The paperwork, handled.

When an insurer questionnaire or a client vendor assessment lands, we help you answer it accurately and back it with documentation — so your cover stays valid and your tenders stand up to scrutiny.

FAQ

Frequently asked questions

Did the Essential Eight change in 2026?

No. The eight controls and the maturity model behind them are the same ones the ASD's Australian Cyber Security Centre last updated in November 2023. What's changed in 2026 is the expectation around them — insurers, larger clients and government supply chains increasingly want provable maturity, not a self-declared tick. Always check the ACSC's own guidance for the current detail at the time you're reading.

Is Maturity Level 2 legally required for my business?
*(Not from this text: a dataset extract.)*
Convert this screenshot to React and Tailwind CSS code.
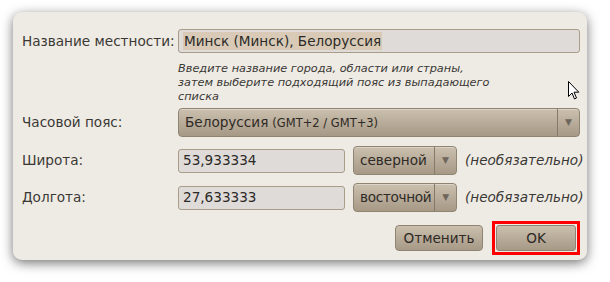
import React from "react";

const font = { fontFamily: '"DejaVu Sans", "Noto Sans", sans-serif' };

function Combo({ children, className }) {
  return (
    <div
      className={
        "flex items-stretch rounded-[4px] border border-[#8f8372] bg-gradient-to-b from-[#cbbfae] to-[#a69986] text-[#2e2a25] shadow-[inset_0_1px_0_rgba(255,255,255,0.35)] " +
        className
      }
    >
      <div className="flex flex-1 items-baseline self-center pl-[6px] whitespace-nowrap overflow-hidden">{children}</div>
      <div className="flex w-[22px] shrink-0 items-center justify-center border-l border-[#85796a]">
        <span className="text-[9px] text-[#6e665c]">▼</span>
      </div>
    </div>
  );
}

function Field({ children, className }) {
  return (
    <div
      className={
        "flex items-center rounded-[3px] border border-[#a99c88] bg-[#dfdbd8] pl-[4px] text-[#2c2a28] " + className
      }
    >
      {children}
    </div>
  );
}

export default function App() {
  return (
    <div className="h-[282px] w-[610px] bg-white pt-[12px] pl-[13px]" style={font}>
      <div className="relative h-[248px] w-[574px] rounded-[9px] bg-[#eeebe4] pt-[17px] pl-[9px] text-[13.6px] text-[#3a3835] shadow-[0_3px_12px_rgba(0,0,0,0.55)]">
        {/* Location name */}
        <div className="flex items-center">
          <div className="w-[156px]">Название местности:</div>
          <Field className="h-[24px] w-[402px]">
            <span className="bg-[#d8cab6] px-[1px] leading-[18px]">Минск (Минск), Белоруссия</span>
          </Field>
        </div>
        <div className="ml-[156px] mt-[9px] text-[11.3px] italic leading-[14px] text-[#3a3835]">
          Введите название города, области или страны,
          <br />
          затем выберите подходящий пояс из выпадающего
          <br />
          списка
        </div>

        {/* Timezone */}
        <div className="mt-[4px] flex items-center">
          <div className="w-[156px]">Часовой пояс:</div>
          <Combo className="h-[29px] w-[402px]">
            <span>Белоруссия</span>
            <span className="ml-[4px] text-[11.5px]">(GMT+2 / GMT+3)</span>
          </Combo>
        </div>

        {/* Latitude */}
        <div className="mt-[9px] flex items-center">
          <div className="w-[156px]">Широта:</div>
          <Field className="h-[24px] w-[167px]">53,933334</Field>
          <Combo className="ml-[8px] h-[29px] w-[104px]">северной</Combo>
          <div className="ml-[8px] italic">(необязательно)</div>
        </div>

        {/* Longitude */}
        <div className="mt-[8px] flex items-center">
          <div className="w-[156px]">Долгота:</div>
          <Field className="h-[24px] w-[167px]">27,633333</Field>
          <Combo className="ml-[8px] h-[29px] w-[104px] tracking-[-0.3px]">восточной</Combo>
          <div className="ml-[8px] italic">(необязательно)</div>
        </div>

        {/* Buttons */}
        <div className="mt-[9px] flex items-center justify-end pr-[7px]">
          <button className="h-[26px] w-[88px] rounded-[4px] border border-[#8f8372] bg-gradient-to-b from-[#cbbfae] to-[#a69986] text-[#2e2a25]">
            Отменить
          </button>
          <div className="ml-[9px] border-[3px] border-[#ff0000] p-[1px]">
            <button className="block h-[26px] w-[80px] rounded-[3px] border border-[#8f8372] bg-gradient-to-b from-[#cbbfae] to-[#a69986] text-[#2e2a25]">
              OK
            </button>
          </div>
        </div>

        {/* Mouse cursor */}
        <svg className="absolute left-[555px] top-[69px]" width="12" height="19" viewBox="0 0 12 19">
          <path d="M0.5 0.5 L0.5 15.5 L4 12 L6.5 18 L8.5 17 L6 11.2 L10.8 11.2 Z" fill="#ffffff" stroke="#000000" strokeWidth="1" strokeLinejoin="round" />
        </svg>
      </div>
    </div>
  );
}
For most private businesses, no — it isn't a blanket legal mandate. Industry commentary describes ML2 as an expected baseline for winning serious contracts and renewing cyber insurance in 2026, which is a commercial pressure rather than a law. Specific government and regulated sectors can have stricter, separate obligations, so it's worth confirming what applies to your work.

What is phishing-resistant MFA and do I need it?

It's multi-factor authentication that can't easily be intercepted or relayed to an attacker — methods like passkeys, FIDO2 security keys or certificate-based logins, rather than SMS codes or basic push approvals. It's increasingly named in maturity expectations because attackers have learned to defeat weaker second factors. If insurers or clients are assessing you, it's fast becoming the version that counts.

How do I prove our Essential Eight maturity to an insurer or client?

With evidence, not assertions: patching and OS update records, MFA coverage across email, remote access and admin accounts, application control and hardening configurations, and tested backup restores. An assessment that documents your maturity level — and ongoing reporting that shows the controls staying in place — is what stands up when a claims assessor or a procurement team looks closely.